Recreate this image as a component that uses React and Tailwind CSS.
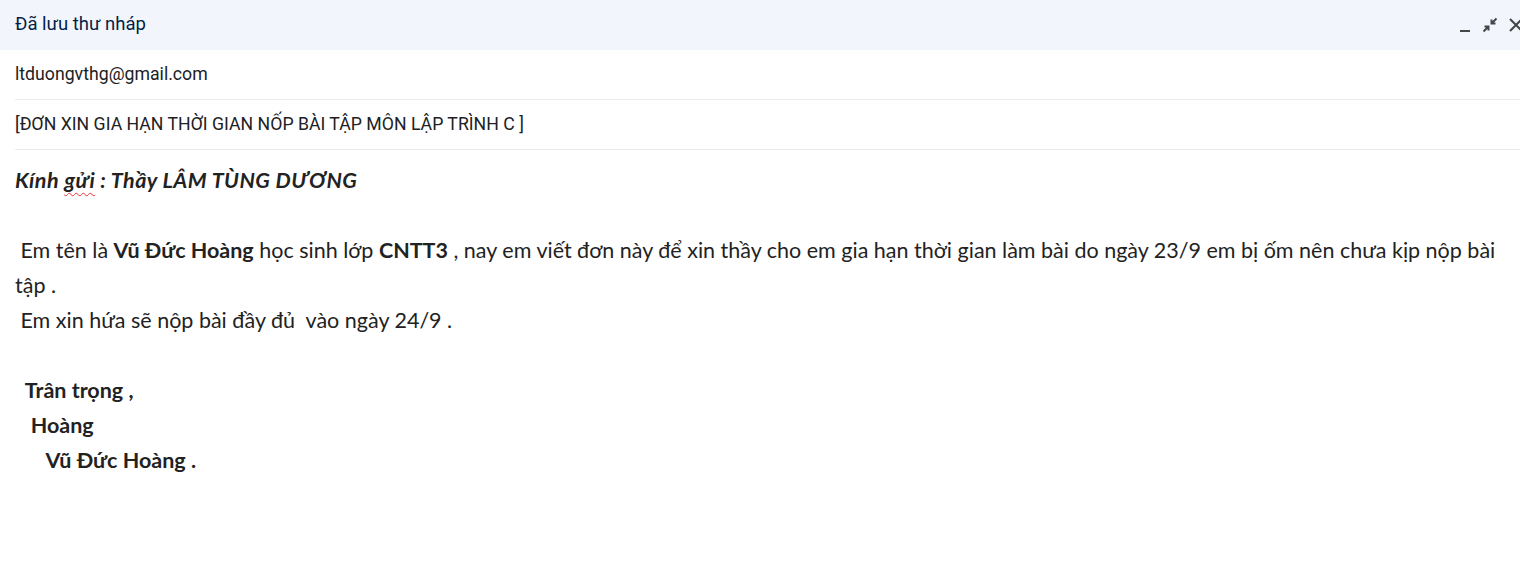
export default function App() {
    return (
        <div className="w-[1520px] h-[576px] bg-white overflow-hidden">
            {/* Title bar */}
            <div className="h-[50px] bg-[#f2f6fc] flex items-center justify-between pl-[15px]">
                <span className="text-[18.5px] font-normal text-[#041e49] font-['Roboto',sans-serif]">Đã lưu thư nháp</span>
                <div className="flex items-center gap-[10px] -mr-[4px] text-[#444746]">
                    <svg width="14" height="14" viewBox="0 0 14 14" className="mt-[4px]">
                        <rect x="2" y="10" width="10" height="2" fill="currentColor" />
                    </svg>
                    <svg width="16" height="16" viewBox="0 0 16 16">
                        <path d="M14.5 1.5 L9.8 6.2 M9.5 2.5 V6.5 H13.5 M1.5 14.5 L6.2 9.8 M2.5 9.5 H6.5 V13.5" stroke="currentColor" strokeWidth="2" fill="none" />
                    </svg>
                    <svg width="16" height="16" viewBox="0 0 16 16">
                        <path d="M2 2 L14 14 M14 2 L2 14" stroke="currentColor" strokeWidth="2" fill="none" />
                    </svg>
                </div>
            </div>

            {/* Fields */}
            <div className="pl-[15px] font-['Roboto',sans-serif] text-[17.7px] text-[#202124]">
                <div className="h-[50px] flex items-center border-b border-[#ebebeb]">ltduongvthg@gmail.com</div>
                <div className="h-[50px] flex items-center border-b border-[#ebebeb]">[ĐƠN XIN GIA HẠN THỜI GIAN NỐP BÀI TẬP MÔN LẬP TRÌNH C ]</div>
            </div>

            {/* Body */}
            <div className="pl-[15px] pt-[13px] font-['Lato',sans-serif] text-[21.5px] leading-[35px] text-[#222222] whitespace-pre">
                <p className="font-bold italic tracking-[0.45px]">
                    Kính <span className="underline decoration-wavy decoration-[#e53935] decoration-1 underline-offset-4">gửi</span> : Thầy LÂM TÙNG DƯƠNG
                </p>
                <p>&nbsp;</p>
                <p>
                    {" Em tên là "}<b>Vũ Đức Hoàng</b>{" học sinh lớp "}<b>CNTT3</b>{" , nay em viết đơn này để xin thầy cho em gia hạn thời gian làm bài do ngày 23/9 em bị ốm nên chưa kịp nộp bài"}
                </p>
                <p>tập .</p>
                <p>{" Em xin hứa sẽ nộp bài đầy đủ  vào ngày 24/9 ."}</p>
                <p>&nbsp;</p>
                <p className="font-bold">{"  Trân trọng ,"}</p>
                <p className="font-bold">{"   Hoàng"}</p>
                <p className="font-bold">{"      Vũ Đức Hoàng ."}</p>
            </div>
        </div>
    );
}
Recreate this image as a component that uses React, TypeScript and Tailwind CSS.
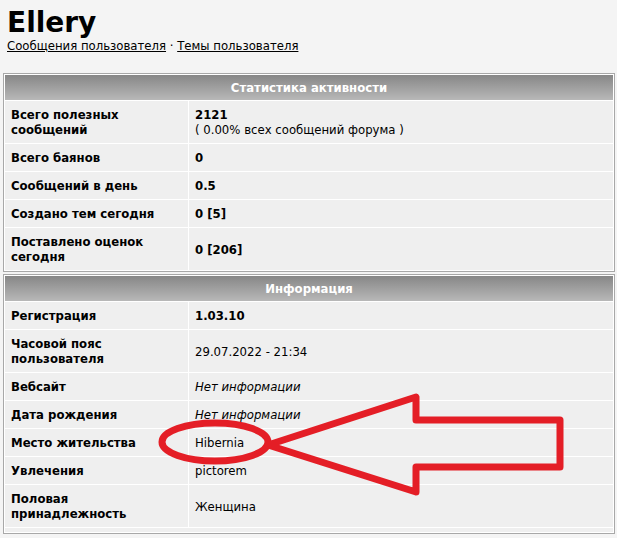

■ YOUR TASK ■
Repeat the material above word for word and skip every image in it.

■ RESPONSE FOR THIS EXERCISE ■
Recreate this image as a component that uses React and Tailwind CSS.
export default function App() {
    return (
        <div className="w-[1520px] h-[576px] bg-white overflow-hidden">
            {/* Title bar */}
            <div className="h-[50px] bg-[#f2f6fc] flex items-center justify-between pl-[15px]">
                <span className="text-[18.5px] font-normal text-[#041e49] font-['Roboto',sans-serif]">Đã lưu thư nháp</span>
                <div className="flex items-center gap-[10px] -mr-[4px] text-[#444746]">
                    <svg width="14" height="14" viewBox="0 0 14 14" className="mt-[4px]">
                        <rect x="2" y="10" width="10" height="2" fill="currentColor" />
                    </svg>
                    <svg width="16" height="16" viewBox="0 0 16 16">
                        <path d="M14.5 1.5 L9.8 6.2 M9.5 2.5 V6.5 H13.5 M1.5 14.5 L6.2 9.8 M2.5 9.5 H6.5 V13.5" stroke="currentColor" strokeWidth="2" fill="none" />
                    </svg>
                    <svg width="16" height="16" viewBox="0 0 16 16">
                        <path d="M2 2 L14 14 M14 2 L2 14" stroke="currentColor" strokeWidth="2" fill="none" />
                    </svg>
                </div>
            </div>

            {/* Fields */}
            <div className="pl-[15px] font-['Roboto',sans-serif] text-[17.7px] text-[#202124]">
                <div className="h-[50px] flex items-center border-b border-[#ebebeb]">ltduongvthg@gmail.com</div>
                <div className="h-[50px] flex items-center border-b border-[#ebebeb]">[ĐƠN XIN GIA HẠN THỜI GIAN NỐP BÀI TẬP MÔN LẬP TRÌNH C ]</div>
            </div>

            {/* Body */}
            <div className="pl-[15px] pt-[13px] font-['Lato',sans-serif] text-[21.5px] leading-[35px] text-[#222222] whitespace-pre">
                <p className="font-bold italic tracking-[0.45px]">
                    Kính <span className="underline decoration-wavy decoration-[#e53935] decoration-1 underline-offset-4">gửi</span> : Thầy LÂM TÙNG DƯƠNG
                </p>
                <p>&nbsp;</p>
                <p>
                    {" Em tên là "}<b>Vũ Đức Hoàng</b>{" học sinh lớp "}<b>CNTT3</b>{" , nay em viết đơn này để xin thầy cho em gia hạn thời gian làm bài do ngày 23/9 em bị ốm nên chưa kịp nộp bài"}
                </p>
                <p>tập .</p>
                <p>{" Em xin hứa sẽ nộp bài đầy đủ  vào ngày 24/9 ."}</p>
                <p>&nbsp;</p>
                <p className="font-bold">{"  Trân trọng ,"}</p>
                <p className="font-bold">{"   Hoàng"}</p>
                <p className="font-bold">{"      Vũ Đức Hoàng ."}</p>
            </div>
        </div>
    );
}
Recreate this image as a component that uses React, TypeScript and Tailwind CSS.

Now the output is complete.